Más tarde, cuando el plato estaba frío o se había tirado a la basura, Felipe se preguntó cómo habría estado el asado de haberlo probado. Las mismas dudas que podía haber tenido Franco cuando firmó los indultos a los etarras condenados en el Consejo de Burgos o las que conmueven a Barack Obama después de firmar la orden presidencial que autoriza el asesinato de un ciudadano de su país.
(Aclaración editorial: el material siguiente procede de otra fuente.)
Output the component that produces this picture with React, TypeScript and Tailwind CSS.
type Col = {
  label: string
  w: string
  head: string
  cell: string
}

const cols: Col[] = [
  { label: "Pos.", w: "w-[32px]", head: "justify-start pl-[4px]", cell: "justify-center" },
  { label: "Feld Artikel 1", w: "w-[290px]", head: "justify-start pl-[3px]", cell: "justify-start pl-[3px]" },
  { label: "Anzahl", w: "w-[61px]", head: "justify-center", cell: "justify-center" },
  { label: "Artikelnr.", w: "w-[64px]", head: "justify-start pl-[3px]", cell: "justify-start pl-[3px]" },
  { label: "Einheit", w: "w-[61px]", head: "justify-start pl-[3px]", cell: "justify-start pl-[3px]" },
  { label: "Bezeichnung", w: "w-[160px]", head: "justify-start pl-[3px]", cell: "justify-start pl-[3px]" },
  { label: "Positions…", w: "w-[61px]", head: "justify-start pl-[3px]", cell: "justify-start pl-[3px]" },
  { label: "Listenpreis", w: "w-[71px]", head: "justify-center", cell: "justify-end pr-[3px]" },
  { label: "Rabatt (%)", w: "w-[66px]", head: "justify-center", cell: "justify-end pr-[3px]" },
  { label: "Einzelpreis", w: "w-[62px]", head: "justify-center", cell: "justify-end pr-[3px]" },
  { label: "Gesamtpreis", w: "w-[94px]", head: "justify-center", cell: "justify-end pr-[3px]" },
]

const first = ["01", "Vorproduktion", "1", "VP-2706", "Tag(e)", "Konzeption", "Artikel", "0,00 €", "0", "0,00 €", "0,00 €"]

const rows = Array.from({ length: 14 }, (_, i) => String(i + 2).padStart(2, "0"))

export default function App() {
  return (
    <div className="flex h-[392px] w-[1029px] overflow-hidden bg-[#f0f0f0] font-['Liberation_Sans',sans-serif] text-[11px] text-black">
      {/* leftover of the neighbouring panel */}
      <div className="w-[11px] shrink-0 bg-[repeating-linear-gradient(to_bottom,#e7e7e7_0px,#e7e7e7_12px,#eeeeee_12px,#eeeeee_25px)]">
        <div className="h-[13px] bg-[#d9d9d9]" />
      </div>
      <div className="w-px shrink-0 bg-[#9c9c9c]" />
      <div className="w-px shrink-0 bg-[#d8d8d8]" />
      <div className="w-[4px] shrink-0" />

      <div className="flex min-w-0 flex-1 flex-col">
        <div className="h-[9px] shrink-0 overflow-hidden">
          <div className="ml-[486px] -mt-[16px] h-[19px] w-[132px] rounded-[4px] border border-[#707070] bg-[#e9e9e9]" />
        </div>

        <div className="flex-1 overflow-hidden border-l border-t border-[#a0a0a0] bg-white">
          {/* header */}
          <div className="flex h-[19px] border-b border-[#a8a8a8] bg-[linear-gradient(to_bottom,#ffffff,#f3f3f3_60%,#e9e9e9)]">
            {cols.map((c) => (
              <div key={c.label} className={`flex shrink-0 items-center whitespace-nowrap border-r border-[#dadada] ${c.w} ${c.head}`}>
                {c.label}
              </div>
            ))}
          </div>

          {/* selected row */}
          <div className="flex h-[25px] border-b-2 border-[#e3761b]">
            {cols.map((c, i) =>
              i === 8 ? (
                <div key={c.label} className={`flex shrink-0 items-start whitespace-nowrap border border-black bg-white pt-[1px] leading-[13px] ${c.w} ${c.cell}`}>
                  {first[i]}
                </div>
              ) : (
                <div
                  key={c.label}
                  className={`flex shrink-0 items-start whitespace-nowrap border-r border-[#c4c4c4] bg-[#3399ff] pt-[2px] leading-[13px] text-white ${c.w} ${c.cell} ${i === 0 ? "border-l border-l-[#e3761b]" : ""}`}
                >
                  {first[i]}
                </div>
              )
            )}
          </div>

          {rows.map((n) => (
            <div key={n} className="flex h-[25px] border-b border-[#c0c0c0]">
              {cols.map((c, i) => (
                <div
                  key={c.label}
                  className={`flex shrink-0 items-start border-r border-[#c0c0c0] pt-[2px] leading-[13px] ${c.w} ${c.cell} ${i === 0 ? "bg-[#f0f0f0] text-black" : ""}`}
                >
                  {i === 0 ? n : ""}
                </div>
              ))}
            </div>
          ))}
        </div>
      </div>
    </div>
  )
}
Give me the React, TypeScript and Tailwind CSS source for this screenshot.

La pena de muerte que aplican los gobernantes hipócritas que han abolido la pena de muerte legal es mucho peor que ésta: no hay juicio, no hay acusación, no hay pruebas, no hay defensa, no hay deliberaciones, no hay peticiones de gracia, no hay indulto... ¿Qué verían los cocineros de La Moncloa en los ojos de Felipe o qué oirían de su boca para servirle un plato de carne humana? ¿Y por qué nos cuenta lo apetitoso que le pareció éste? ¿Para que elogiemos su fuerza de voluntad o para que nos apuntemos al menú?